* _GIVEN MATERIAL_:
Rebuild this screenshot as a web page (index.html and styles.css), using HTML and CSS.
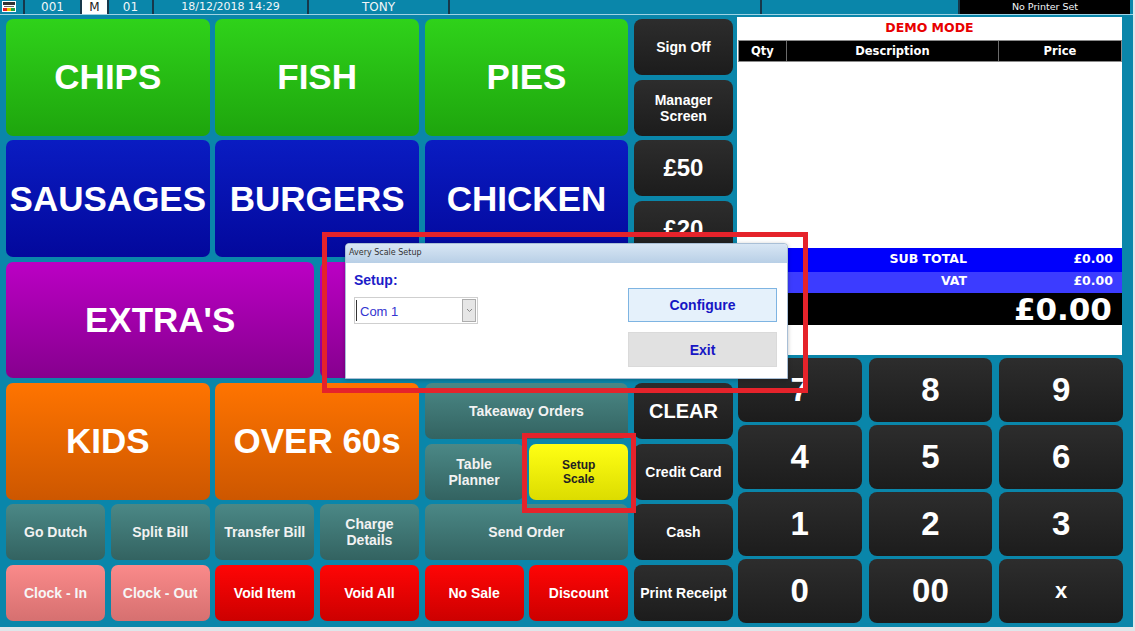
FILE: index.html
```html
<!DOCTYPE html>
<html lang="en">
  <head>
    <meta charset="UTF-8" />
    <title>EPOS</title>
    <link rel="stylesheet" href="styles.css">
  </head>
  <body>
    <div class="app">
      <div class="topbar">
        <div class="cell c-icon">
          <svg width="14" height="11" viewBox="0 0 14 11">
            <rect x="0" y="0" width="14" height="11" fill="#fff"/>
            <rect x="1" y="1" width="12" height="3" fill="#333"/>
            <rect x="2" y="5" width="10" height="1" fill="#666"/>
            <rect x="1" y="7" width="4" height="3" fill="#e02020"/>
            <rect x="5" y="7" width="4" height="3" fill="#f0c000"/>
            <rect x="9" y="7" width="4" height="3" fill="#20a040"/>
          </svg>
        </div>
        <div class="cell c-till">001</div>
        <div class="cell c-mode">M</div>
        <div class="cell c-user">01</div>
        <div class="cell c-date">18/12/2018 14:29</div>
        <div class="cell c-name">TONY</div>
        <div class="cell c-blank1"></div>
        <div class="cell c-blank2"></div>
        <div class="cell c-printer">No Printer Set</div>
      </div>

      <div class="main">
        <div class="keys">
          <button class="key green big w2 h2">CHIPS</button>
          <button class="key green big w2 h2">FISH</button>
          <button class="key green big w2 h2">PIES</button>
          <button class="key black">Sign Off</button>
          <button class="key black">Manager<br>Screen</button>

          <button class="key blue big w2 h2">SAUSAGES</button>
          <button class="key blue big w2 h2">BURGERS</button>
          <button class="key blue big w2 h2">CHICKEN</button>
          <button class="key black money">£50</button>
          <button class="key black money">£20</button>

          <!-- the keys behind the dialog carry no visible label -->
          <button class="key purple big w3 h2">EXTRA'S</button>
          <button class="key purple h2"></button>
          <button class="key purple w2 h2"></button>
          <button class="key black"></button>
          <button class="key black"></button>

          <button class="key orange big w2 h2">KIDS</button>
          <button class="key orange big w2 h2">OVER 60s</button>
          <button class="key slate w2">Takeaway Orders</button>
          <button class="key black clear">CLEAR</button>
          <button class="key slate">Table<br>Planner</button>
          <button class="key yellow">Setup<br>Scale</button>
          <button class="key black">Credit Card</button>

          <button class="key slate">Go Dutch</button>
          <button class="key slate">Split Bill</button>
          <button class="key slate">Transfer Bill</button>
          <button class="key slate">Charge<br>Details</button>
          <button class="key slate w2">Send Order</button>
          <button class="key black">Cash</button>

          <button class="key pink">Clock - In</button>
          <button class="key pink">Clock - Out</button>
          <button class="key red">Void Item</button>
          <button class="key red">Void All</button>
          <button class="key red">No Sale</button>
          <button class="key red">Discount</button>
          <button class="key black">Print Receipt</button>
        </div>

        <div class="side">
          <div class="receipt">
            <div class="demo">DEMO MODE</div>
            <div class="receipt-head">
              <span class="col-qty">Qty</span>
              <span class="col-desc">Description</span>
              <span class="col-price">Price</span>
            </div>
            <div class="receipt-lines"></div>
            <div class="sum-row subtotal">
              <span class="sum-label">SUB TOTAL</span>
              <span class="sum-value">£0.00</span>
            </div>
            <div class="sum-row vat">
              <span class="sum-label">VAT</span>
              <span class="sum-value">£0.00</span>
            </div>
            <div class="total">£0.00</div>
            <div class="receipt-foot"></div>
          </div>

          <div class="numpad">
            <button class="pad">7</button>
            <button class="pad">8</button>
            <button class="pad">9</button>
            <button class="pad">4</button>
            <button class="pad">5</button>
            <button class="pad">6</button>
            <button class="pad">1</button>
            <button class="pad">2</button>
            <button class="pad">3</button>
            <button class="pad">0</button>
            <button class="pad">00</button>
            <button class="pad small">x</button>
          </div>
        </div>
      </div>

      <div class="dialog">
        <div class="dialog-title">Avery Scale Setup</div>
        <div class="dialog-body">
          <div class="dialog-left">
            <div class="setup-label">Setup:</div>
            <div class="combo">
              <span class="combo-text">Com 1</span>
              <span class="combo-btn">
                <svg width="7" height="5" viewBox="0 0 7 5"><path d="M1 1 L3.5 3.5 L6 1" fill="none" stroke="#888" stroke-width="1"/></svg>
              </span>
            </div>
          </div>
          <div class="dialog-right">
            <button class="dlg-btn configure">Configure</button>
            <button class="dlg-btn exit">Exit</button>
          </div>
        </div>
      </div>

      <div class="mark mark-dialog"></div>
      <div class="mark mark-scale"></div>
    </div>
  </body>
</html>
```

FILE: styles.css
```css
* {
  margin: 0;
  padding: 0;
  box-sizing: border-box;
}

body {
  background: #dfe6ea;
  font-family: "Liberation Sans", Arial, sans-serif;
}

.app {
  position: relative;
  width: 1133px;
  height: 627px;
  background: #0a86aa;
  overflow: hidden;
}

/* top status bar */
.topbar {
  display: flex;
  height: 15px;
  border-bottom: 1px solid #9fd3e4;
  font-family: "DejaVu Sans", sans-serif;
  font-size: 11px;
  color: #f2f6f8;
}

.cell {
  height: 14px;
  line-height: 14px;
  text-align: center;
  border-right: 2px solid #17374a;
}

.c-icon {
  width: 25px;
  text-align: left;
  padding: 1px 0 0 2px;
  line-height: 0;
}

.c-till { width: 57px; font-size: 12px; }
.c-mode { width: 27px; background: #fff; color: #222; font-size: 12px; }
.c-user { width: 45px; font-size: 12px; }
.c-date { width: 155px; }
.c-name { width: 141px; font-size: 12px; }
.c-blank1 { width: 312px; }
.c-blank2 { width: 198px; }

.c-printer {
  width: 170px;
  background: #000;
  border-right: none;
  font-size: 9.5px;
}

/* main area */
.main {
  display: flex;
  padding: 2px 0 0 6px;
}

.keys {
  display: grid;
  grid-template-columns: repeat(7, 99px);
  grid-template-rows: repeat(10, 1fr);
  column-gap: 5.67px;
  row-gap: 4.5px;
  height: 602px;
  margin-top: 2px;
}

.key {
  border: none;
  border-radius: 7px;
  color: #fff;
  font-family: "Liberation Sans", Arial, sans-serif;
  font-weight: bold;
  font-size: 14px;
  line-height: 16px;
  text-align: center;
}

.w2 { grid-column: span 2; }
.w3 { grid-column: span 3; }
.h2 { grid-row: span 2; }

.big {
  font-size: 35px;
  line-height: 40px;
}

.green { background: linear-gradient(#2fd21a, #1ea50d); }
.blue { background: linear-gradient(#0a1cc2, #03089c); }
.purple { background: linear-gradient(#bb00c4, #86008e); }
.orange { background: linear-gradient(#ff7400, #cd5700); }
.slate { background: linear-gradient(#4b8886, #336361); color: #f2f2f2; }
.pink { background: linear-gradient(#fa8a8a, #d67070); color: #f6f6f6; }
.red { background: linear-gradient(#ff0505, #cc0000); }
.yellow { background: linear-gradient(#ffff14, #dcdc00); color: #222; font-size: 12px; line-height: 14px; }

.black {
  background: linear-gradient(#2d2d2d, #1c1c1c);
  border-radius: 8px;
}

.money { font-size: 24px; }
.clear { font-size: 20px; }

/* receipt + numpad */
.side {
  width: 386px;
  margin-left: 4px;
}

.receipt {
  width: 385px;
  height: 338px;
  background: #fff;
  font-family: "DejaVu Sans", sans-serif;
  font-weight: bold;
  display: flex;
  flex-direction: column;
}

.demo {
  height: 23px;
  line-height: 22px;
  text-align: center;
  color: #e80000;
  font-size: 12.5px;
}

.receipt-head {
  display: flex;
  height: 22px;
  margin-left: 1px;
  background: #000;
  border: 1px solid #8a8a8a;
  color: #fff;
  font-size: 11.5px;
  line-height: 20px;
}

.receipt-head span {
  text-align: center;
}

.col-qty { width: 48px; border-right: 1px solid #6a6a6a; }
.col-desc { width: 212px; border-right: 1px solid #6a6a6a; }
.col-price { flex: 1; }

.receipt-lines {
  height: 186px;
}

.sum-row {
  display: flex;
  color: #fff;
  font-size: 12.5px;
}

.sum-label {
  width: 230px;
  text-align: right;
}

.sum-value {
  flex: 1;
  text-align: right;
  padding-right: 9px;
}

.subtotal {
  height: 24px;
  line-height: 21px;
  background: #0000fc;
}

.vat {
  height: 21px;
  line-height: 18px;
  background: #3c3cff;
}

.total {
  height: 32px;
  line-height: 33px;
  background: #000;
  color: #fff;
  text-align: right;
  padding-right: 10px;
  font-size: 31px;
}

.receipt-foot {
  flex: 1;
}

.numpad {
  display: grid;
  grid-template-columns: repeat(3, 1fr);
  grid-template-rows: repeat(4, 64px);
  gap: 3px 7px;
  width: 385px;
  margin: 3px 0 0 1px;
}

.pad {
  border: none;
  border-radius: 8px;
  background: linear-gradient(#2d2d2d, #1c1c1c);
  color: #fff;
  font-family: "Liberation Sans", Arial, sans-serif;
  font-weight: bold;
  font-size: 33px;
}

.pad.small {
  font-size: 22px;
}

/* scale setup dialog */
.dialog {
  position: absolute;
  left: 345px;
  top: 243px;
  width: 443px;
  height: 136px;
  background: #fff;
  border: 1px solid #a9bfd6;
  border-radius: 4px 4px 0 0;
  box-shadow: 0 1px 4px rgba(0, 0, 0, 0.25);
}

.dialog-title {
  height: 19px;
  padding-left: 3px;
  line-height: 18px;
  font-family: "DejaVu Sans", sans-serif;
  font-size: 8px;
  color: #333;
  background: linear-gradient(#d8e6f4, #b8cfe6);
  border-radius: 4px 4px 0 0;
}

.dialog-body {
  display: flex;
  justify-content: space-between;
  padding: 0 10px 0 8px;
}

.setup-label {
  margin-top: 9px;
  color: #1c1cc8;
  font-weight: bold;
  font-size: 14px;
}

.combo {
  display: flex;
  width: 124px;
  height: 27px;
  margin-top: 9px;
  border: 1px solid #cfcfcf;
}

.combo-text {
  flex: 1;
  padding-left: 3px;
  line-height: 24px;
  font-size: 13px;
  color: #3434d0;
  border-left: 1px solid #333;
  margin: 2px 0 2px 1px;
}

.combo-btn {
  display: flex;
  align-items: center;
  justify-content: center;
  width: 14px;
  margin: 1px 1px 1px 0;
  background: #e6e6e6;
  border: 1px solid #adadad;
}

.dialog-right {
  display: flex;
  flex-direction: column;
  gap: 10px;
  padding-top: 25px;
}

.dlg-btn {
  width: 149px;
  height: 34px;
  font-family: "Liberation Sans", Arial, sans-serif;
  font-weight: bold;
  font-size: 14px;
  color: #1616c4;
}

.configure {
  background: #e5f1fb;
  border: 1px solid #7eb4e2;
}

.exit {
  height: 35px;
  background: #e1e1e1;
  border: 1px solid #dadada;
}

/* red highlight frames */
.mark {
  position: absolute;
  border: 5px solid #e5232b;
}

.mark-dialog {
  left: 322px;
  top: 232px;
  width: 486px;
  height: 161px;
}

.mark-scale {
  left: 522px;
  top: 433px;
  width: 114px;
  height: 80px;
}
```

* _WHAT THE EXERCISE ASKS_: Reply with nothing but the number of lines that contain the word "index".

* _OUTPUT OF THE TASK_: 2